Tak ada satu pun orang yang mau, kalau pikirannya dikuasai oleh doktrin dan dogma membelenggu menuju keterpurukan. Sebab kebebasan manusia harus dimulai dari dalam pikiran hingga kebebasan berbuat. Bukan bebas tanpa ada batas. Tapi bebas sesuai ajaran agama, budaya, dan konstitusi negara. Inilah ketiga item pengikat menjelma dalam hidupku. Kalau ketiga pijakan itu salah satunya aku langgar, maka segera kurefleksikan diri.

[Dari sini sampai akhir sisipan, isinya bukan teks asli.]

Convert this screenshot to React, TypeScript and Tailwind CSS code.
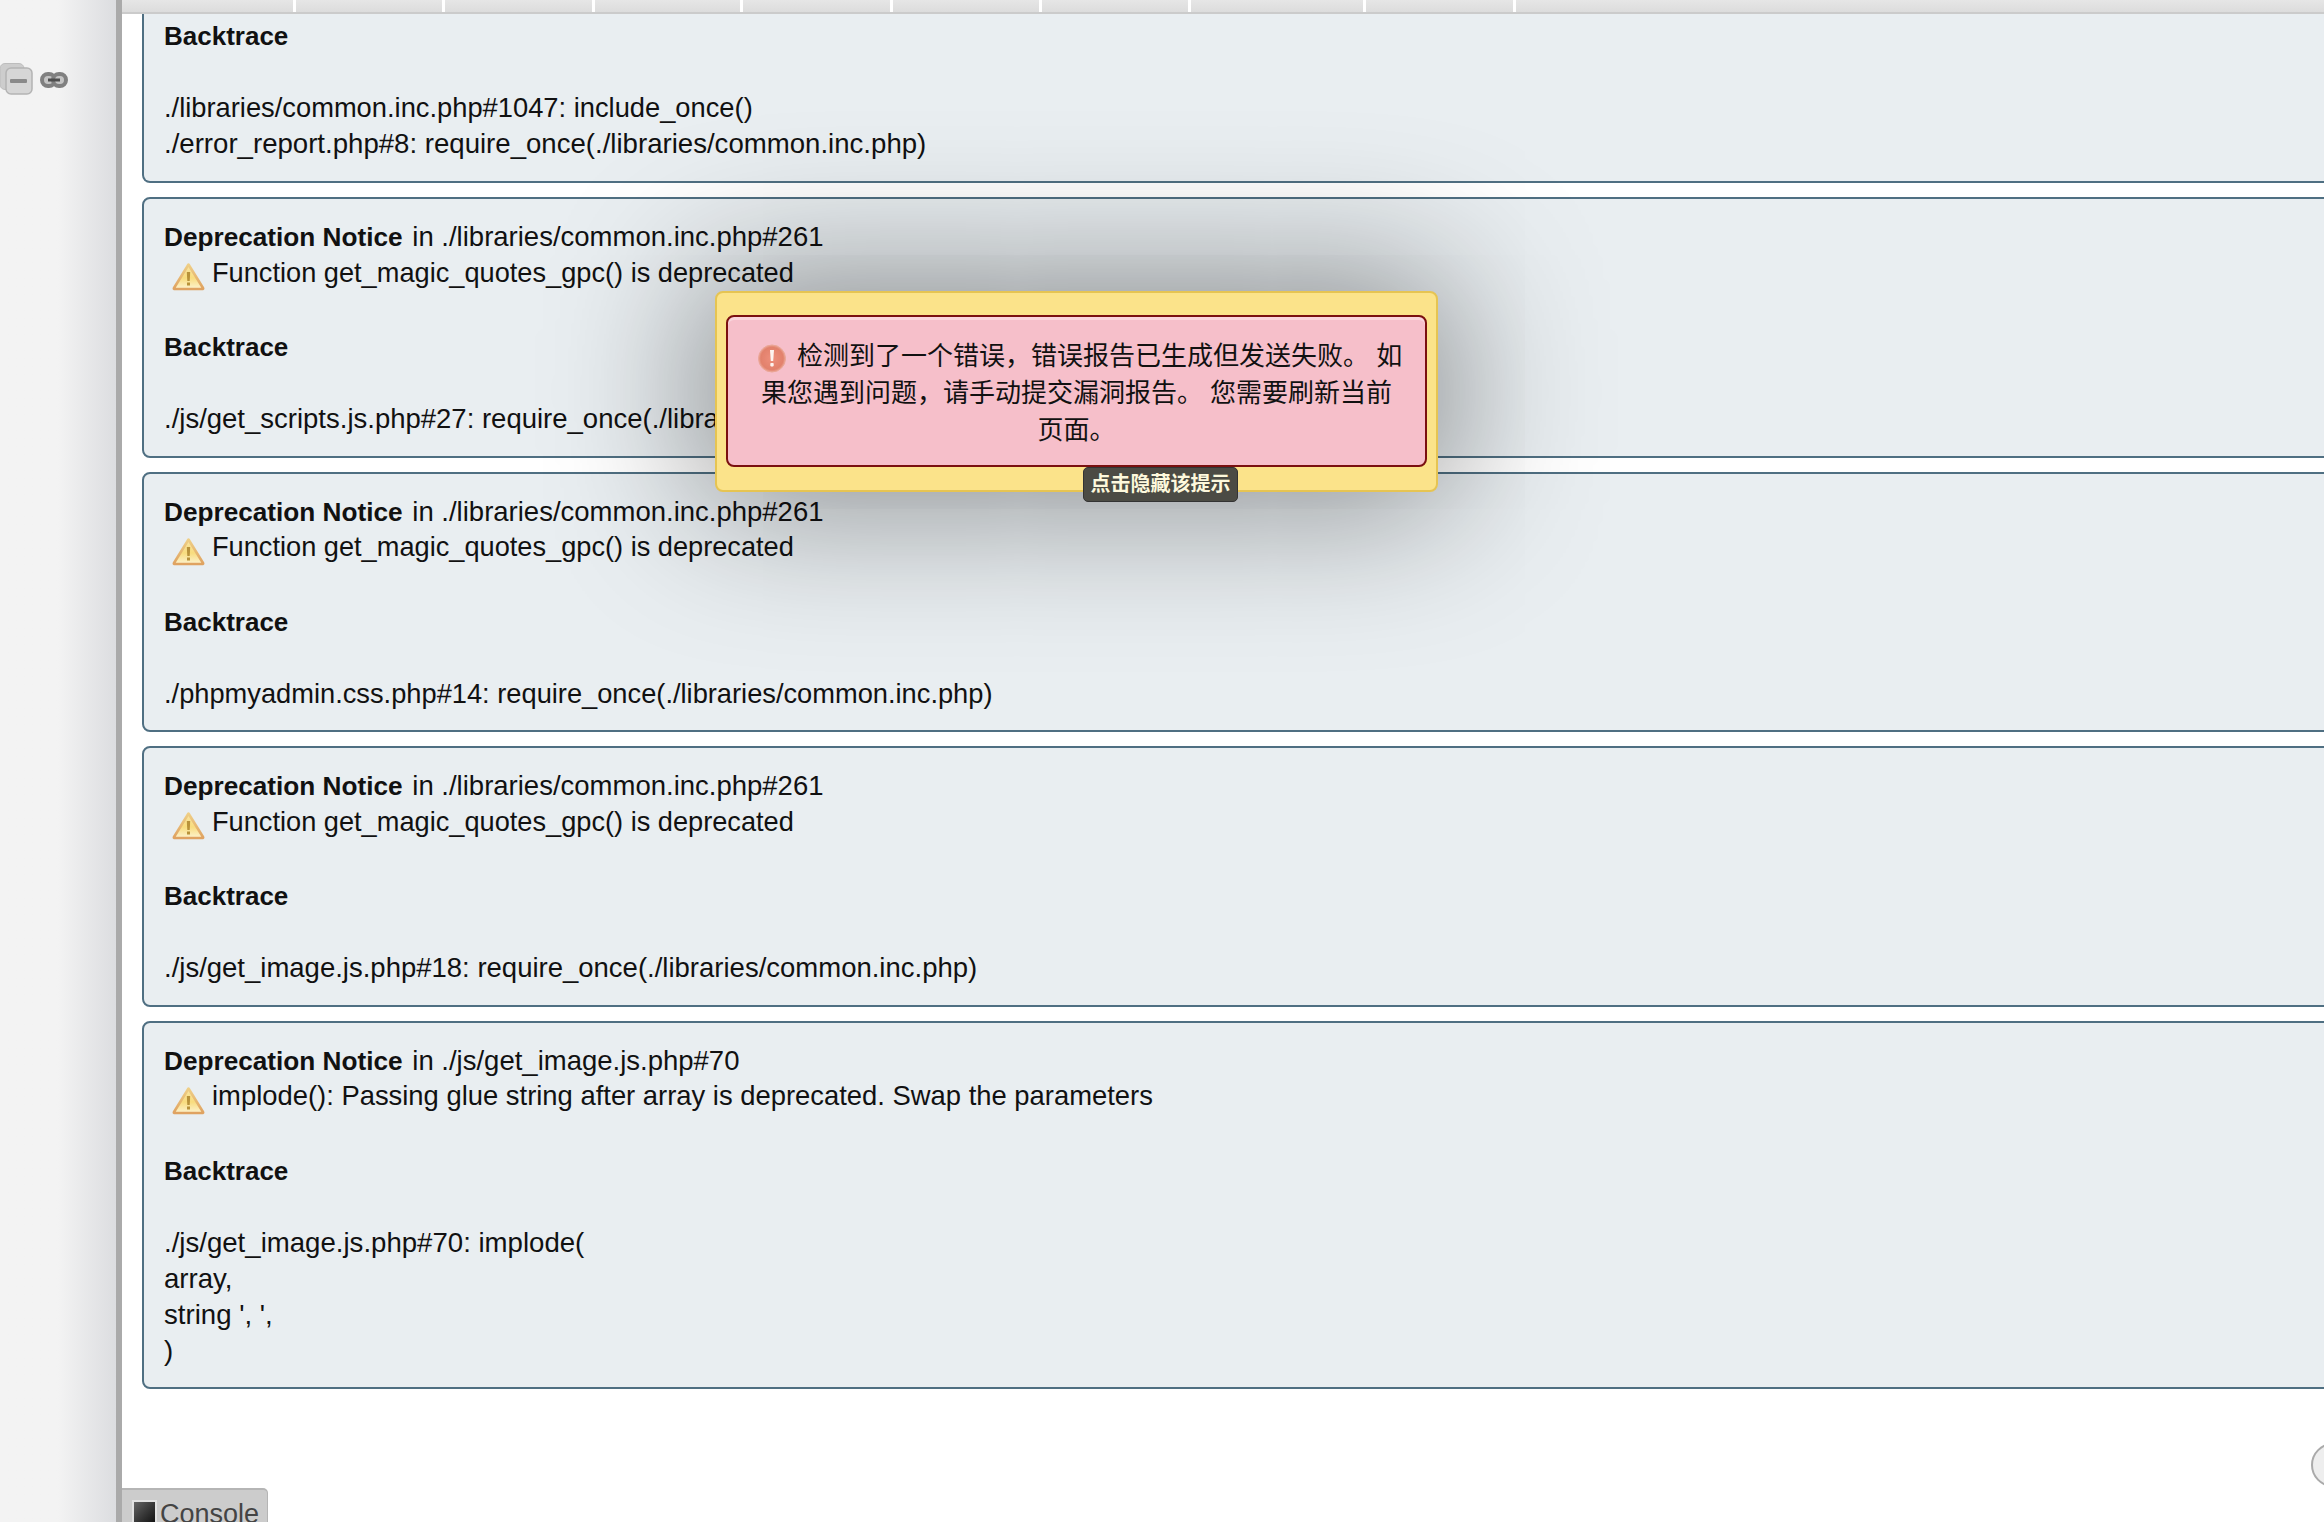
const tabs = ['w-[174px]', 'w-[149px]', 'w-[150px]', 'w-[148px]', 'w-[150px]', 'w-[149px]', 'w-[149px]', 'w-[175px]', 'w-[150px]'];

const cards = [
  {
    where: './libraries/common.inc.php#261',
    message: 'Function get_magic_quotes_gpc() is deprecated',
    trace: ['./js/get_scripts.js.php#27: require_once(./libraries/common.inc.php)'],
  },
  {
    where: './libraries/common.inc.php#261',
    message: 'Function get_magic_quotes_gpc() is deprecated',
    trace: ['./phpmyadmin.css.php#14: require_once(./libraries/common.inc.php)'],
    traceSize: 'text-[27.25px]',
  },
  {
    where: './libraries/common.inc.php#261',
    message: 'Function get_magic_quotes_gpc() is deprecated',
    trace: ['./js/get_image.js.php#18: require_once(./libraries/common.inc.php)'],
  },
  {
    where: './js/get_image.js.php#70',
    message: 'implode(): Passing glue string after array is deprecated. Swap the parameters',
    trace: ['./js/get_image.js.php#70: implode(', 'array,', "string ', ',", ')'],
    messageSize: 'text-[27.4px]',
    traceSize: 'text-[27.6px]',
  },
];

function WarningIcon() {
  return (
    <svg width="33" height="29" viewBox="0 0 33 29" className="ml-[8px] mr-[7px] mt-[5px] shrink-0 blur-[0.4px]">
      <defs>
        <linearGradient id="warnFill" x1="0" y1="0" x2="0" y2="1">
          <stop offset="0" stopColor="#f9e6a6" />
          <stop offset="0.55" stopColor="#f8dc7e" />
          <stop offset="1" stopColor="#fdf3cf" />
        </linearGradient>
        <linearGradient id="warnEdge" x1="0" y1="0" x2="0" y2="1">
          <stop offset="0" stopColor="#efcf86" />
          <stop offset="1" stopColor="#dfa261" />
        </linearGradient>
      </defs>
      <path d="M16.5 2.5 L31 26 Q31.5 27 30 27 L3 27 Q1.5 27 2 26 Z" fill="url(#warnFill)" stroke="url(#warnEdge)" strokeWidth="2.6" strokeLinejoin="round" />
      <path d="M14.8 10 h3.4 l-0.5 9 h-2.4 Z" fill="#b8923a" />
      <rect x="15" y="20.5" width="3" height="3" fill="#b8923a" />
    </svg>
  );
}

function ErrorIcon() {
  return (
    <svg width="28" height="29" viewBox="0 0 28 29" className="ml-[7px] mr-[4px] inline-block align-[-8px] blur-[0.3px]">
      <defs>
        <radialGradient id="errFill" cx="0.5" cy="0.5" r="0.55">
          <stop offset="0" stopColor="#ee8f7c" />
          <stop offset="0.75" stopColor="#e2816c" />
          <stop offset="1" stopColor="#f0b4a4" />
        </radialGradient>
      </defs>
      <circle cx="14" cy="14.5" r="13.5" fill="url(#errFill)" stroke="#e9a595" strokeWidth="1" />
      <path d="M12 6 h4 l-0.8 11 h-2.4 Z" fill="#fdf3ef" />
      <rect x="12.3" y="19" width="3.4" height="3.4" rx="0.8" fill="#fdf3ef" />
    </svg>
  );
}

function SidebarIcons() {
  return (
    <div className="flex items-center pt-[63px]">
      <svg width="33" height="32" viewBox="0 0 33 32" className="shrink-0 blur-[0.4px]">
        <rect x="0" y="0.5" width="24" height="26" rx="5" fill="#cdcdcd" stroke="#bdbdbd" />
        <rect x="6" y="5" width="26" height="26" rx="5" fill="#d6d6d6" stroke="#b4b4b4" strokeWidth="1.5" />
        <rect x="10" y="16" width="17" height="4" rx="1" fill="#8a8a8a" />
      </svg>
      <svg width="28" height="16" viewBox="0 0 28 16" className="ml-[7px] mt-[2px] shrink-0 blur-[0.5px]">
        <rect x="2" y="2" width="13" height="12" rx="6" fill="#c4c4c4" stroke="#808080" strokeWidth="4" />
        <rect x="13" y="2" width="13" height="12" rx="6" fill="#c4c4c4" stroke="#808080" strokeWidth="4" />
        <rect x="8" y="6.5" width="12" height="3" fill="#4e4e4e" />
      </svg>
    </div>
  );
}

function Card({
  where,
  message,
  trace,
  messageSize = 'text-[27.2px]',
  traceSize = 'text-[27.5px]',
}: {
  where: string;
  message: string;
  trace: string[];
  messageSize?: string;
  traceSize?: string;
}) {
  return (
    <div className="w-[2300px] rounded-[8px] border-2 border-[#4f6f82] bg-[#e9eef1] pl-[20px] pt-[20px] pb-[18.5px] mb-[14px] text-[27.5px]">
      <div className="h-[36px]">
        <b className="mr-[2px] text-[26.2px]">Deprecation Notice</b> in {where}
      </div>
      <div className="flex h-[38px] items-center">
        <WarningIcon />
        <span className={`mt-[-3px] ${messageSize}`}>{message}</span>
      </div>
      <div className="h-[36px]" />
      <div className="h-[36px] text-[26px] font-bold">Backtrace</div>
      <div className="h-[36px]" />
      {trace.map((line) => (
        <div key={line} className={`h-[36px] ${traceSize}`}>
          {line}
        </div>
      ))}
    </div>
  );
}

export default function App() {
  return (
    <div className="flex h-[1522px] w-[2324px] overflow-hidden bg-white font-['Liberation_Sans','Noto_Sans_CJK_SC',sans-serif] text-[26px] leading-[36px] text-[#111]">
      <div className="w-[116px] shrink-0 bg-gradient-to-r from-[#f3f3f3] from-50% to-[#dcdde0]">
        <SidebarIcons />
      </div>
      <div className="w-[6px] shrink-0 bg-[#aaaaaa]" />

      <div className="relative flex-1 overflow-hidden">
        <div className="flex h-[14px] border-b-2 border-[#cbcbcb] bg-gradient-to-b from-[#e6e6e6] to-[#dcdcdc]">
          {tabs.map((w, i) => (
            <div key={i} className={`${w} shrink-0 border-r-[3px] border-white`} />
          ))}
        </div>

        <div className="pl-[20px]">
          <div className="w-[2300px] rounded-b-[8px] border-2 border-t-0 border-[#4f6f82] bg-[#e9eef1] pl-[20px] pt-[4px] pb-[19px] mb-[14px] text-[27.5px]">
            <div className="h-[36px] text-[26px] font-bold">Backtrace</div>
            <div className="h-[36px]" />
            <div className="h-[36px] text-[27.3px]">./libraries/common.inc.php#1047: include_once()</div>
            <div className="h-[36px] text-[27.6px]">./error_report.php#8: require_once(./libraries/common.inc.php)</div>
          </div>
          {cards.map((c, i) => (
            <Card key={i} {...c} />
          ))}
        </div>

        <div className="absolute bottom-0 left-0 flex h-[34px] w-[146px] items-start rounded-tr-[5px] border-t-2 border-r border-[#b5b5b5] bg-[#cccccc] pl-[10px] pt-[10px] font-['Liberation_Sans',sans-serif] text-[27px] leading-[28px] text-[#444]">
          <div className="h-[24px] w-[25px] shrink-0 border-2 border-b-0 border-[#e2e2e2] bg-gradient-to-br from-[#666] to-[#111]" />
          <span className="ml-[3px]">Console</span>
        </div>

        <div className="absolute left-[2189px] top-[1443px] h-[44px] w-[44px] rounded-full border-2 border-[#aaaaaa] bg-[#eeeeee]" />

        <div className="absolute left-[593px] top-[291px] h-[201px] w-[723px] rounded-[8px] border-2 border-[#e6c452] bg-[#fbe38a] px-[9px] pt-[22px] shadow-[0_0_150px_15px_rgba(0,0,0,0.42)]">
          <div className="h-[152px] rounded-[8px] border-2 border-[#7a1010] bg-[#f6bfca] px-[20px] pt-[21px] text-center leading-[37px] text-[#111] shadow-[inset_0_3px_0_rgba(255,255,255,0.35)]">
            <ErrorIcon /> 检测到了一个错误，错误报告已生成但发送失败。 如果您遇到问题，请手动提交漏洞报告。 您需要刷新当前页面。
          </div>
          <div className="absolute left-[366px] top-[174px] h-[35px] w-[155px] rounded-[5px] border border-[#333] bg-[#4b4b44] text-center text-[20px] font-bold leading-[33px] text-[#fdf8dc]">
            点击隐藏该提示
          </div>
        </div>
      </div>
    </div>
  );
}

Refleksi diri atas perbuatan yang pernah kulalui; pernah kulewati dengan perenungan malam yang maha tenang terus kuhayati. Biar kutemukan bulir-bulir solusi di atas ranjang idamanku. Ranjang yang dipenuhi dengan doa, tangisan, dan penyesalan. Semoga malam ini, tak ada tangisan yang jatuh di atas bantal guling yang kupeluk erat-erat.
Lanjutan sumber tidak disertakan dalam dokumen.